■ GOAL:
Give, as a bare number, the count of lines that contain the word "with".

■ Stored records:
________________________________________

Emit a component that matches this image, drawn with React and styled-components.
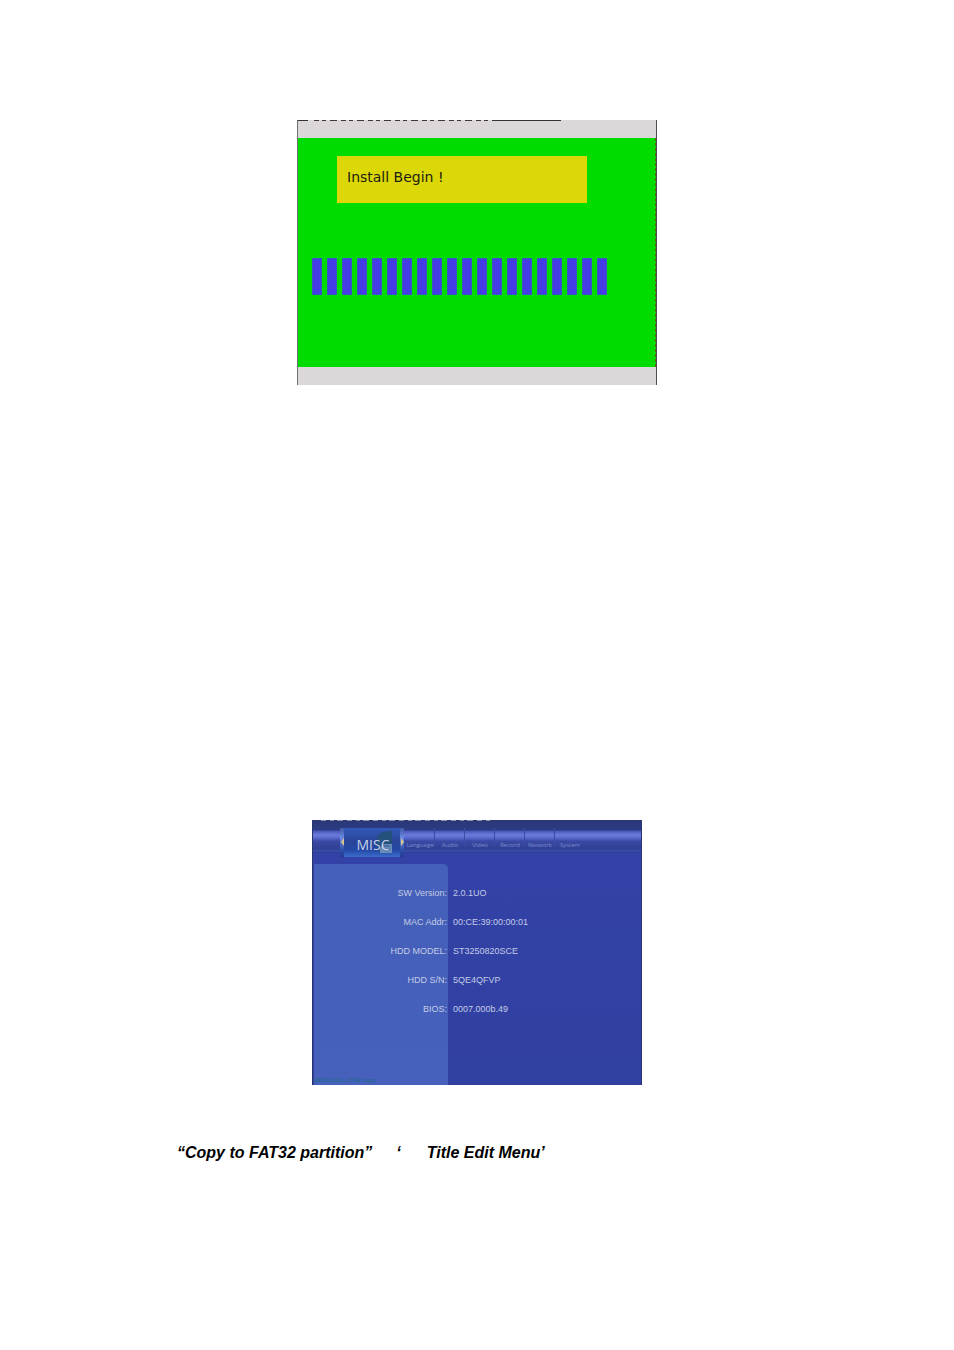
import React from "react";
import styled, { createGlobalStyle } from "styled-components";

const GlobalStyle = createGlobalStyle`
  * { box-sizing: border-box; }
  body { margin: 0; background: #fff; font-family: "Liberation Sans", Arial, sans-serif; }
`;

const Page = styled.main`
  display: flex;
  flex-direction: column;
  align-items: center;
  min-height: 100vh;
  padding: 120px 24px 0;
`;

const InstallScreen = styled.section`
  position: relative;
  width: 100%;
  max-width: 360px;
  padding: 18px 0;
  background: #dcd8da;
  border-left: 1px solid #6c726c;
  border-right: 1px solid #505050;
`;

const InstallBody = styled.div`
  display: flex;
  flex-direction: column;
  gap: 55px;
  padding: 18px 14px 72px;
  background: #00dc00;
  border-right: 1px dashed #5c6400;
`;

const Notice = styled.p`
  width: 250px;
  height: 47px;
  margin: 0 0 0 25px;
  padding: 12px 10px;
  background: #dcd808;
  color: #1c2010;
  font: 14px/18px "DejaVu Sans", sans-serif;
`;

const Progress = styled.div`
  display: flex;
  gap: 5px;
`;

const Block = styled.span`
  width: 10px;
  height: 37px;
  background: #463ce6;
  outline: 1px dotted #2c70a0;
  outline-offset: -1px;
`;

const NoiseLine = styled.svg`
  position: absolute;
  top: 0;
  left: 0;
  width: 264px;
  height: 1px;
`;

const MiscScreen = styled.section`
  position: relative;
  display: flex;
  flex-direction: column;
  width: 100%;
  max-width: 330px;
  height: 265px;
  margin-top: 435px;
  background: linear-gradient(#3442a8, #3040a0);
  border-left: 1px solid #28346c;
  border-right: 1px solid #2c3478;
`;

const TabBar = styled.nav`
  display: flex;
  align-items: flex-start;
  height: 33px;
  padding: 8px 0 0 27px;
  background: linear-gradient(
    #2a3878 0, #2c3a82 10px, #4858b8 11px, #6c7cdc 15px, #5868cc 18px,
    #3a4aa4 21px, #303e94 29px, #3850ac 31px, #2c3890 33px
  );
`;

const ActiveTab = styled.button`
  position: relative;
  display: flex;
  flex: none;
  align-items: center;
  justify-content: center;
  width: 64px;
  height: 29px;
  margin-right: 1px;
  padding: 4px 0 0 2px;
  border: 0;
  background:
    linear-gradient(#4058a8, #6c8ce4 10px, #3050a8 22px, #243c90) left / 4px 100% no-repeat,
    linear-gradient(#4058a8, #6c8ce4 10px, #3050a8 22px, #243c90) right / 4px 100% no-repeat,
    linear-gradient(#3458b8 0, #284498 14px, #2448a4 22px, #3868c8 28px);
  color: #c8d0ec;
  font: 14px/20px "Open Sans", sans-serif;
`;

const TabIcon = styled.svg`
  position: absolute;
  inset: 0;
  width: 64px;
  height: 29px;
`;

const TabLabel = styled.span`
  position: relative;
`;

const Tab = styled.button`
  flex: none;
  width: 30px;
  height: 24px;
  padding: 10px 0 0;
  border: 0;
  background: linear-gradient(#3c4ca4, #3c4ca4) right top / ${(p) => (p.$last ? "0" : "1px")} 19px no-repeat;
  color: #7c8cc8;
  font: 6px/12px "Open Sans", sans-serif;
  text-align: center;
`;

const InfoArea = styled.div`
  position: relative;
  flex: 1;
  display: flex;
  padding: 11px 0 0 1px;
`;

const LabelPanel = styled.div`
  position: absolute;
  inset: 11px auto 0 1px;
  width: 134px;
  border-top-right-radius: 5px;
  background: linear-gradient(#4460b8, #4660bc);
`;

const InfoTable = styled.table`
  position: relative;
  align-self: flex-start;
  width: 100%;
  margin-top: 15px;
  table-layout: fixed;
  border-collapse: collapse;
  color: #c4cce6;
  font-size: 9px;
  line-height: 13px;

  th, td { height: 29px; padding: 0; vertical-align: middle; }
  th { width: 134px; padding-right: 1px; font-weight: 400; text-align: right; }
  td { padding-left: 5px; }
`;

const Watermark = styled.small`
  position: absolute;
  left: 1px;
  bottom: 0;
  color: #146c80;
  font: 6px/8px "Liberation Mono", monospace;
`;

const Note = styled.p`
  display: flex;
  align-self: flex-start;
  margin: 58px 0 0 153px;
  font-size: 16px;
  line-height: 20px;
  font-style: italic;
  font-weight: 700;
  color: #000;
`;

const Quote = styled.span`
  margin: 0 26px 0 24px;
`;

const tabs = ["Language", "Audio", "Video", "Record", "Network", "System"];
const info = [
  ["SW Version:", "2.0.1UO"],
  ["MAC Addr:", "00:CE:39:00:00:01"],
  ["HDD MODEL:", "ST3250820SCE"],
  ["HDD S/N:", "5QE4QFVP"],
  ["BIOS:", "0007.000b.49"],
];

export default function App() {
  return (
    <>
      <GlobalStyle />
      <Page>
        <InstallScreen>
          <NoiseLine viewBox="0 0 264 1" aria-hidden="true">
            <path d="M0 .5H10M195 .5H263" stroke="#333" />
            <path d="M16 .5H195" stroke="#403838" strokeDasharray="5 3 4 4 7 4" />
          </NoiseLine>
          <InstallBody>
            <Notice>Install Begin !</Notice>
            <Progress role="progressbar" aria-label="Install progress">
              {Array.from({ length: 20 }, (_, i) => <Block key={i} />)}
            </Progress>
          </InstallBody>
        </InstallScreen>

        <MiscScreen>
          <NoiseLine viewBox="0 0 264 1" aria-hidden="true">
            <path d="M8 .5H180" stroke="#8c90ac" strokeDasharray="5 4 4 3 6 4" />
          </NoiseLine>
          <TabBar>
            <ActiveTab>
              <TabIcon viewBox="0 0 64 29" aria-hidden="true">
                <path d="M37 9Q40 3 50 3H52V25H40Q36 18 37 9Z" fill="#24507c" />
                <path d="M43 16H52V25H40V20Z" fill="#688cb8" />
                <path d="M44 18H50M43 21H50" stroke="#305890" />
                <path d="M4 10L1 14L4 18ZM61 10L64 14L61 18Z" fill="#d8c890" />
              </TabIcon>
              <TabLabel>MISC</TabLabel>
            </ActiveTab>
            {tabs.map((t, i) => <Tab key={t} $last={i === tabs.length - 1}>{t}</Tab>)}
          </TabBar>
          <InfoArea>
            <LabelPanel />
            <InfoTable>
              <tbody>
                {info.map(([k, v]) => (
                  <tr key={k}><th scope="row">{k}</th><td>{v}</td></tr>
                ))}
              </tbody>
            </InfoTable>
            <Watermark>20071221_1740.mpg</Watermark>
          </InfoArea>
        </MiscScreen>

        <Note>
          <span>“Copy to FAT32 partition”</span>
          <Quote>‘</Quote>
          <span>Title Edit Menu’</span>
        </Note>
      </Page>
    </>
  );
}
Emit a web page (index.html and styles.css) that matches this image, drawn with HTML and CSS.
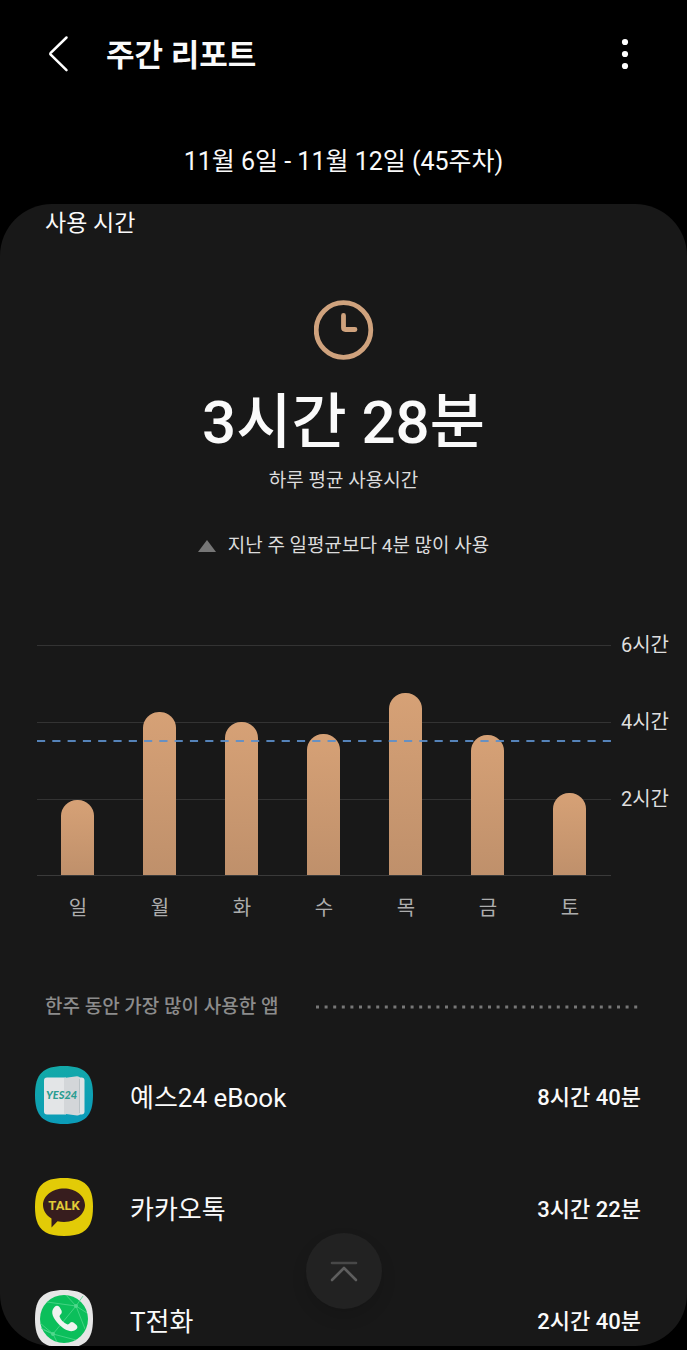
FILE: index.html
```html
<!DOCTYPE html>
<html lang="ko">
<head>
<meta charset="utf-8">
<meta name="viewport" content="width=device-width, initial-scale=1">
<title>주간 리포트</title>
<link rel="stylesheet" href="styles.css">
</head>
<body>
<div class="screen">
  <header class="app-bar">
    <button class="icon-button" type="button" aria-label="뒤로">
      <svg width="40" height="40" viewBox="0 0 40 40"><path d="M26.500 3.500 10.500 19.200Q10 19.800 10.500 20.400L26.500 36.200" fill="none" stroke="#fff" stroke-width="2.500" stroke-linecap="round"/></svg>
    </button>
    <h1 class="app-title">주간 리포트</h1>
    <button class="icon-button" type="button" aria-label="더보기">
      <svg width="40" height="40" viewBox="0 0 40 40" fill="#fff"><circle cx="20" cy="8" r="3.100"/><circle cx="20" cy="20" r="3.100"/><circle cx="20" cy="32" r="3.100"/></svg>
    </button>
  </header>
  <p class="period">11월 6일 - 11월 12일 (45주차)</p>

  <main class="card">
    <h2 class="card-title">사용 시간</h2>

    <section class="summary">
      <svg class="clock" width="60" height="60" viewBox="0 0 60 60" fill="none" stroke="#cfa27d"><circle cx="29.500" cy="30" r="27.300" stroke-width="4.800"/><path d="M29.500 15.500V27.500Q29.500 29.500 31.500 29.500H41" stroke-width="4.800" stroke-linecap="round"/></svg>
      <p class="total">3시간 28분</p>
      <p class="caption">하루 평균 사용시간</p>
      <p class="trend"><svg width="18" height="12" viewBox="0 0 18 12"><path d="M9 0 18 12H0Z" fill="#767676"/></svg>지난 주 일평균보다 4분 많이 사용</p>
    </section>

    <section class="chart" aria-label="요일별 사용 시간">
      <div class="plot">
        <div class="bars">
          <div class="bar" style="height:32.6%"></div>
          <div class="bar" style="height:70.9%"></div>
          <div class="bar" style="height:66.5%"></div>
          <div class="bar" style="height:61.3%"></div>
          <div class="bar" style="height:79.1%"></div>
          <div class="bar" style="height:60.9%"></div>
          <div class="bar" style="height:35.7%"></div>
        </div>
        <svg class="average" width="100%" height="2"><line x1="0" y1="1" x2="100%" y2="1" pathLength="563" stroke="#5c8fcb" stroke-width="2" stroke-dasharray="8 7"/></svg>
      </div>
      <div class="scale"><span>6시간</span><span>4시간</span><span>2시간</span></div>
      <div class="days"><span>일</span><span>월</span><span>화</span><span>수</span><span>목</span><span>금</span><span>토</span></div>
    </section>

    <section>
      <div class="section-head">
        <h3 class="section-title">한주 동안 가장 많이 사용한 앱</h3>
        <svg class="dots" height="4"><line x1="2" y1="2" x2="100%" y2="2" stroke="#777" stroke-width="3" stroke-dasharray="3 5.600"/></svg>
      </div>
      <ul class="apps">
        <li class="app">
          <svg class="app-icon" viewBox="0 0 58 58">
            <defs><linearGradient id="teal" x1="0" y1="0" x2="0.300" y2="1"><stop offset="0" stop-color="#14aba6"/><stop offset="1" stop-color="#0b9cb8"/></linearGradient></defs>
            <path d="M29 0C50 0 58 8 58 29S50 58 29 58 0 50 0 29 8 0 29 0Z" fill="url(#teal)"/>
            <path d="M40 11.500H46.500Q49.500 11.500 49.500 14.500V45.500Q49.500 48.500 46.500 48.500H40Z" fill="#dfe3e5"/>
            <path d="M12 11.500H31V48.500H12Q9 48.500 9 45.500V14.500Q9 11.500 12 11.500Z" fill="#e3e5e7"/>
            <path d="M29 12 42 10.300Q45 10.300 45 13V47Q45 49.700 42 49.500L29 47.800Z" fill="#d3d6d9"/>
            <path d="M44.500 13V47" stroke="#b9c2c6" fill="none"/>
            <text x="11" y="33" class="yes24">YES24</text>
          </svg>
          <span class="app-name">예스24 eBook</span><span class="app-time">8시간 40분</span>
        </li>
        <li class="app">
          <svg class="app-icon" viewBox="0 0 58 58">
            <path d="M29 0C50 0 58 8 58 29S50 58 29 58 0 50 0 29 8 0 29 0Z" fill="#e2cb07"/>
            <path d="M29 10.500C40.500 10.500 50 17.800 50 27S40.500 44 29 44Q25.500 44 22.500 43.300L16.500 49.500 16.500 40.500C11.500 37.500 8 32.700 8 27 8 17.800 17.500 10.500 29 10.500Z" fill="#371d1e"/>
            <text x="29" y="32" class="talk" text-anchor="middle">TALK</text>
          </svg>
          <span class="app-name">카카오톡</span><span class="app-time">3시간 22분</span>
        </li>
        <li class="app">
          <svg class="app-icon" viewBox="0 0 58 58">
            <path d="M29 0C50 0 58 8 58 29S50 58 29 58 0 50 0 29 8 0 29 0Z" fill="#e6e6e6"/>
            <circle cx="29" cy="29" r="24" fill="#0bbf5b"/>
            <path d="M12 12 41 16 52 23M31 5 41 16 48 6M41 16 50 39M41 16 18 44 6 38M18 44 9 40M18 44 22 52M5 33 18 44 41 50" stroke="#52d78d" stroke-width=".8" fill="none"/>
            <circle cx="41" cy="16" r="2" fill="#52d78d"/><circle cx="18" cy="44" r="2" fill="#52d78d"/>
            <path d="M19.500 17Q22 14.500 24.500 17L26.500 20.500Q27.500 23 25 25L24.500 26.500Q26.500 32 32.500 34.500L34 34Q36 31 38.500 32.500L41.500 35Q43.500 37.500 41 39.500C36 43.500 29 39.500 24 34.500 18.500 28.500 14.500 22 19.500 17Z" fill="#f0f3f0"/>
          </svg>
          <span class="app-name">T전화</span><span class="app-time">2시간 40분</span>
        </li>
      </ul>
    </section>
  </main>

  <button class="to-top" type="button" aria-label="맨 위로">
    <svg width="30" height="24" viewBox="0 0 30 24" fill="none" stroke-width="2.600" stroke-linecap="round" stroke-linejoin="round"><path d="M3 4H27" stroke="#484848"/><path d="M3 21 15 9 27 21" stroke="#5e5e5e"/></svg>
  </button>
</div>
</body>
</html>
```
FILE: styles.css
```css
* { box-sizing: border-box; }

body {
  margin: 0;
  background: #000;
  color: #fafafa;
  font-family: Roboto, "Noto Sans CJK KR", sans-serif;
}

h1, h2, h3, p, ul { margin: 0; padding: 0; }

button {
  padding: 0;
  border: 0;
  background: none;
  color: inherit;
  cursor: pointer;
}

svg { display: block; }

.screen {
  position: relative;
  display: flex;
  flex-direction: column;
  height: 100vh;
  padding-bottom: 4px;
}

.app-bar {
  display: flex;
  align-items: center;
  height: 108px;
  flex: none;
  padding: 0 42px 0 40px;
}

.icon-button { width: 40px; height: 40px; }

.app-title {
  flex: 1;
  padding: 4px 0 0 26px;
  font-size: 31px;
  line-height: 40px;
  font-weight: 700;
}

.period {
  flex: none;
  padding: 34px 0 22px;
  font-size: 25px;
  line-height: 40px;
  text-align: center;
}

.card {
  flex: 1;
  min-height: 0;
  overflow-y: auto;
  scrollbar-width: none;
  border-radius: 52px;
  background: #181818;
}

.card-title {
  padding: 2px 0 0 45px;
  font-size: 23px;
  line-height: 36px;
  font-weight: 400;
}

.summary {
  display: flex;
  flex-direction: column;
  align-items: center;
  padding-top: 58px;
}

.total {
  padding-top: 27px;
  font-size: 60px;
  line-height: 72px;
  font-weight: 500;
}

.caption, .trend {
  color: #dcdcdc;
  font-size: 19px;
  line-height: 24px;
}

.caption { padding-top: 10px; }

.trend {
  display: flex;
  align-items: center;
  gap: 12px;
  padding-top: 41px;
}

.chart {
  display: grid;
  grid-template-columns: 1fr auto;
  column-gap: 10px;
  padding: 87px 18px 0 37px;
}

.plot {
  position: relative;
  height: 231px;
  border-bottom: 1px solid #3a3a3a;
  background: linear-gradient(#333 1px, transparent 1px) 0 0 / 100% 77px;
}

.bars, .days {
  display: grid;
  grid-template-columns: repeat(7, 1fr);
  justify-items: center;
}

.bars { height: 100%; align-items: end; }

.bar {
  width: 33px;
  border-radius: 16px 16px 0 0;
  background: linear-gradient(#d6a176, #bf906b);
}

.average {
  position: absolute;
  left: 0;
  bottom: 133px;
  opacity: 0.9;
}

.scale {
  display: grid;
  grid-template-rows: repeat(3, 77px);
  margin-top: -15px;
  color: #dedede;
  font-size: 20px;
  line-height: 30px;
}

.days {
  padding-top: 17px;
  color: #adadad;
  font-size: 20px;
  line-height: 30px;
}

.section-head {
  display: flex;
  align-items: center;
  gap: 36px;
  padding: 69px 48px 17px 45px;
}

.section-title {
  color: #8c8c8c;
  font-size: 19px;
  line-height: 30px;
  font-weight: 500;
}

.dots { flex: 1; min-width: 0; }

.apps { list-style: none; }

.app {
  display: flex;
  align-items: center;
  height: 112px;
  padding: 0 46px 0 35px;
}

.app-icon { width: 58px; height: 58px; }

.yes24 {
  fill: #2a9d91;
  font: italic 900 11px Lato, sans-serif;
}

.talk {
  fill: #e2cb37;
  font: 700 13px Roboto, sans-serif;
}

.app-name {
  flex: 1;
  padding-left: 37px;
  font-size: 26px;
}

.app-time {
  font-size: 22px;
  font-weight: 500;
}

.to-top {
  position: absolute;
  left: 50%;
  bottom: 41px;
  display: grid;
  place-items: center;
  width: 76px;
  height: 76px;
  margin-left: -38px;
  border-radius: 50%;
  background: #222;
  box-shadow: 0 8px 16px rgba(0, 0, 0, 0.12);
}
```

________________________________________

■ SOLUTION TO THIS EXERCISE:
2